UC Davis

Passive millimeter wave (PMMW) is becoming increasingly popular for signal detection. However, it suffers from the attenuation during the propagation. Among all frequency windows, D-band PMMW has lowest attenuation in propagation within oxygen, water, fog and drizzle. The purpose of this research is to design wideband antennas for D-band passive millimeter wave imaging system with good gain performance and wide impedance bandwidth.The thesis presents two planar antennas for passive imaging systems. Both antennas are designed in D-band (140GHz) and are excited by Coplanar Waveguide (CPW). Both antennas are constructed using a low permittivity material, quartz (?$ = 3.78).
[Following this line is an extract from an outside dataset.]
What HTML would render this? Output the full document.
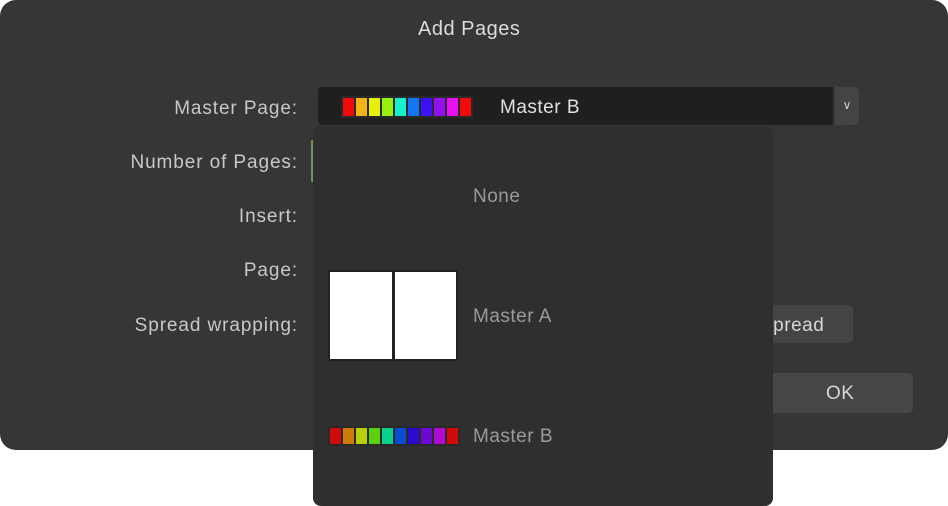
<!DOCTYPE html>
<html><head><style>
body{margin:0;width:948px;height:506px;background:#fff;position:relative;overflow:hidden;font-family:"Liberation Sans",sans-serif}
.dlg{position:absolute;left:0;top:0;width:948px;height:450px;background:#363636;border-radius:16px}
.t{position:absolute;color:#d6d6d6;font-size:19px;letter-spacing:0.5px}
.lbl{position:absolute;right:650px;color:#c8c8c8;font-size:19px;letter-spacing:0.9px;text-align:right;white-space:nowrap}
.sw{position:absolute;display:flex;gap:2px;padding:2px;background:#2a2a2a}
.sw i{display:block;width:11px;height:100%}
</style></head><body>
<div class="dlg">
<div class="t" style="left:418px;top:18px;font-size:20px;color:#dcdcdc">Add Pages</div>
<div class="lbl" style="top:98px">Master Page:</div>
<div class="lbl" style="top:152px">Number of Pages:</div>
<div class="lbl" style="top:206px">Insert:</div>
<div class="lbl" style="top:260px">Page:</div>
<div class="lbl" style="top:315px">Spread wrapping:</div>
<div style="position:absolute;left:318px;top:87px;width:515px;height:38px;background:#1f1f1f;border-radius:4px 0 0 4px"></div>
<div style="position:absolute;left:835px;top:87px;width:24px;height:38px;background:#444;border-radius:0 5px 5px 0;color:#ccc;font-size:12px;text-align:center;line-height:36px">&#8744;</div>
<div class="sw" style="left:341px;top:96px;height:18px">
<i style="background:#f20a0a"></i><i style="background:#f5b416"></i><i style="background:#e6f00c"></i><i style="background:#98f00e"></i><i style="background:#16f0cc"></i><i style="background:#1276f0"></i><i style="background:#3e10f2"></i><i style="background:#9210f0"></i><i style="background:#e610f0"></i><i style="background:#f20a0a"></i></div>
<div class="t" style="left:500px;top:97px;color:#e0e0e0">Master B</div>
<div style="position:absolute;left:311px;top:140px;width:3px;height:42px;background:#6a9a5a;border-radius:2px"></div>
<div style="position:absolute;left:740px;top:305px;width:113px;height:38px;background:#444;border-radius:4px"></div>
<div class="t" style="left:760px;top:315px">Spread</div>
<div style="position:absolute;left:760px;top:373px;width:153px;height:40px;background:#464646;border-radius:5px"></div>
<div class="t" style="left:826px;top:383px">OK</div>
</div>
<div style="position:absolute;left:313px;top:126px;width:460px;height:380px;background:#2f2f2f;border-radius:8px">
<div class="t" style="left:160px;top:60px;color:#9a9a9a">None</div>
<div style="position:absolute;left:15px;top:144px;width:130px;height:91px;background:#222;"></div>
<div style="position:absolute;left:17px;top:146px;width:62px;height:87px;background:#fff"></div>
<div style="position:absolute;left:82px;top:146px;width:61px;height:87px;background:#fff"></div>
<div class="t" style="left:160px;top:180px;color:#9a9a9a">Master A</div>
<div class="sw" style="left:15px;top:300px;height:16px">
<i style="background:#d00a0a"></i><i style="background:#d07a0a"></i><i style="background:#b8d00a"></i><i style="background:#5cd00a"></i><i style="background:#0ad08e"></i><i style="background:#0a4ed0"></i><i style="background:#2c0ad0"></i><i style="background:#6a0ad0"></i><i style="background:#b00ad0"></i><i style="background:#d00a0a"></i></div>
<div class="t" style="left:160px;top:300px;color:#9a9a9a">Master B</div>
</div>
</body></html>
The first design is a planar monopole antenna, which can provide large impedance bandwidth (97- 226GHz) due to characteristics of the planar monopole antenna. However, the leakage of back radiation decreases the gain of planar monopole antenna. The second antenna, coplanar patch antenna, is introduced to increase the gain within desired frequency range. By incorporating a back ground plane, the proposed coplanar patch antenna achieves 49.15 GHz -10dB impedance bandwidth (115.56 to 164.71 GHz) with a minimum gain larger than 4.8 dBi. Parametric sweepings are done to optimize the antenna performance, and corresponding discussions about the influences by those parameters are included. Both antennas can cover the desired frequency window with good gain performance, making them suitable for PMMW imaging system.